Een houten schutting sluit de bouwval nu helemaal af. Wat was de zin om dat op begane grond puin te ruimen? Werd het daar binnen te gevaarlijk en zijn ze daarom gestopt? De nasleep van de brand blijft een proces met een ondoorgrondelijke logica. Later verdwijnt ook de rode container met puin.

Dag 25

Na een periode van rust op straat en ongetwijfeld van drukte achter vergader- en tekentafels, zie ik op de voordeuren van de eerste panden direct links en rechts van de brandpanden de verklaring opgeplakt dat ze gesloten zijn vanwege instortingsgevaar. Dat is weer een andere categorie dan onbewoonbaar. Ik vrees dat daar in huis alles nog staat zoals de bewoners het midden in de nacht hebben achter moeten laten toen ze hun huis uit vluchtten. Het tweede pand links heeft een nieuwe tijdelijke voordeur gekregen. Er gebeurt ook groter werk. De kraanwagen is weer in stelling gebracht en blijft daar voorlopig staan. Met een bakje worden werklui opgetild om de buurpanden te stutten. Een instabiel gedeelte van de zijmuur van het linkerpand wordt afgebroken, zo vertelt een van de werklui. Ook dit is alleen nog maar beredderen, want als de restanten van de afgebrande panden gesloopt gaan worden en al helemaal als nieuwbouw gaat plaatsvinden, moeten die stutten weer weg.

 
Op de eerste buurpanden links en rechts op de voordeur.

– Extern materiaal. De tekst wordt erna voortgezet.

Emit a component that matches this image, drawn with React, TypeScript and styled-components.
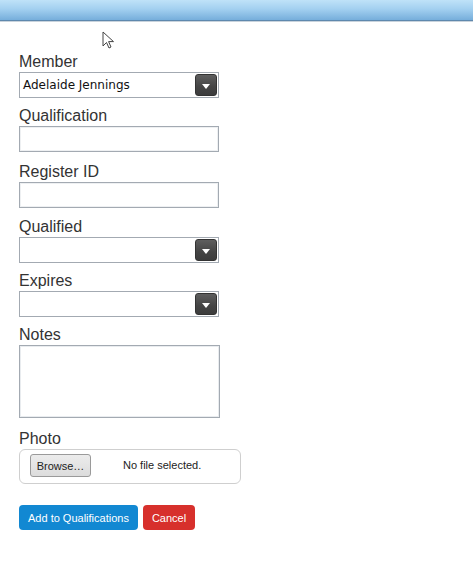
import React from "react";
import styled, { createGlobalStyle } from "styled-components";

const Global = createGlobalStyle`
  html, body { margin: 0; padding: 0; background: #fff; }
  body { font-family: "Liberation Sans", Arial, sans-serif; color: #333; }
`;

const Page = styled.div`
  position: relative;
  width: 473px;
  min-height: 575px;
`;

const Header = styled.div`
  height: 20px;
  background: linear-gradient(to bottom, #bfe2f8 0%, #a3d0f0 45%, #76aedb 100%);
  border-bottom: 1px solid #5f88ad;
  box-shadow: 0 1px 0 #c9d3dc;
`;

const Cursor = styled.svg`
  position: absolute;
  left: 102px;
  top: 31px;
`;

const Form = styled.form`
  display: flex;
  flex-direction: column;
  padding: 31px 19px 0 19px;
`;

const Field = styled.div<{ $gap?: number }>`
  display: flex;
  flex-direction: column;
  margin-bottom: ${(p) => p.$gap ?? 8}px;
`;

const Label = styled.label`
  font-size: 16px;
  line-height: 20px;
  color: #333;
`;

const TextInput = styled.div`
  box-sizing: border-box;
  width: 200px;
  height: 26px;
  border: 1px solid #a3aab2;
  box-shadow: inset 0 0 0 1px #eef0f2;
  background: #fff;
`;

const SelectBox = styled.div`
  box-sizing: border-box;
  width: 200px;
  height: 26px;
  border: 1px solid #a3aab2;
  background: #fff;
  display: flex;
  align-items: center;
  justify-content: space-between;
  padding: 0 1px 0 3px;
`;

const SelectText = styled.span`
  font-family: "DejaVu Sans", sans-serif;
  font-size: 12px;
  color: #111;
`;

const DropButton = styled.div`
  width: 22px;
  height: 22px;
  border-radius: 3px;
  background: linear-gradient(to bottom, #5e5e5e, #444 60%, #3c3c3c);
  border: 1px solid #333;
  box-sizing: border-box;
  display: flex;
  align-items: center;
  justify-content: center;
  margin-left: auto;
`;

const Triangle = styled.div`
  width: 0;
  height: 0;
  border-left: 4px solid transparent;
  border-right: 4px solid transparent;
  border-top: 5px solid #fff;
  margin-top: 2px;
`;

const TextArea = styled.div`
  box-sizing: border-box;
  width: 201px;
  height: 73px;
  border: 1px solid #a3aab2;
  box-shadow: inset 0 0 0 1px #e9ecef;
  background: #fff;
`;

const FileBox = styled.div`
  box-sizing: border-box;
  width: 222px;
  height: 35px;
  border: 1px solid #cfcfcf;
  border-radius: 6px;
  display: flex;
  align-items: center;
  padding-left: 10px;
  font-size: 11px;
`;

const BrowseButton = styled.button`
  box-sizing: border-box;
  width: 61px;
  height: 23px;
  border: 1px solid #9a9a9a;
  border-radius: 3px;
  background: linear-gradient(to bottom, #ececec, #dcdcdc);
  font-family: "Liberation Sans", Arial, sans-serif;
  font-size: 11px;
  color: #222;
  padding: 0;
  margin-top: -2px;
`;

const FileName = styled.span`
  margin-left: 32px;
  margin-top: -3px;
  color: #222;
`;

const Actions = styled.div`
  display: flex;
  gap: 5px;
  margin-top: 12px;
`;

const Button = styled.button<{ $variant: "primary" | "danger" }>`
  box-sizing: border-box;
  height: 25px;
  border: none;
  border-radius: 4px;
  padding: 0 9px;
  font-family: "Liberation Sans", Arial, sans-serif;
  font-size: 11px;
  color: #fff;
  background: ${(p) => (p.$variant === "primary" ? "#1288d2" : "#d7302c")};
`;

const Select = ({ value }: { value?: string }) => (
  <SelectBox>
    <SelectText>{value ?? ""}</SelectText>
    <DropButton>
      <Triangle />
    </DropButton>
  </SelectBox>
);

export default function App() {
  return (
    <Page>
      <Global />
      <Header />
      <Cursor width="14" height="20" viewBox="0 0 14 20">
        <path
          d="M1 1 L1 15 L4.5 11.5 L7 17 L9 16 L6.6 10.6 L11.5 10.6 Z"
          fill="#fff"
          stroke="#444"
          strokeWidth="1"
          strokeLinejoin="round"
        />
      </Cursor>
      <Form>
        <Field $gap={8}>
          <Label>Member</Label>
          <Select value="Adelaide Jennings" />
        </Field>
        <Field $gap={10}>
          <Label>Qualification</Label>
          <TextInput />
        </Field>
        <Field $gap={9}>
          <Label>Register ID</Label>
          <TextInput />
        </Field>
        <Field $gap={8}>
          <Label>Qualified</Label>
          <Select />
        </Field>
        <Field $gap={8}>
          <Label>Expires</Label>
          <Select />
        </Field>
        <Field $gap={11}>
          <Label>Notes</Label>
          <TextArea />
        </Field>
        <Field $gap={9}>
          <Label>Photo</Label>
          <FileBox>
            <BrowseButton type="button">Browse…</BrowseButton>
            <FileName>No file selected.</FileName>
          </FileBox>
        </Field>
        <Actions>
          <Button type="button" $variant="primary">Add to Qualifications</Button>
          <Button type="button" $variant="danger">Cancel</Button>
        </Actions>
      </Form>
    </Page>
  );
}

Een nieuwe maar tijdelijke voordeur

 
De kraanwagen blijft twee weken staan.

 

’s Nachts wordt de kraanwagen slechts gedeeltelijk teruggevouwen.

 

 

 

 

In een tijdelijke openlucht werkplaats worden zware balken samengesteld.

 

De balken worden aan de muur vastgezet.

 

 

Het instabiele gedeelte van de zijmuur is afgebroken.

 

 

 

 

 

De stutcontructie is klaar

 

 

Als laatste wordt nog een nieuwe (tijdelijke?) dakcontructie geplaatst.

 

 

De buurpanden zijn met dekzeilen waterdicht afgedekt.

 

Dag 42

De kraanwagen is weer weg. De panden zijn gestut en weer waterdicht gemaakt met dekzeilen. De plakkaten met instortingsgevaar hangen nog steeds op de eerste buurpanden links en rechts. Een paar dagen later zie ik dat bij het rechterpand dit plakkaat is verdwenen, bij het linker nog niet.

 

Dan gebeurt er weken weer niets – althans niet als ik er ga kijken.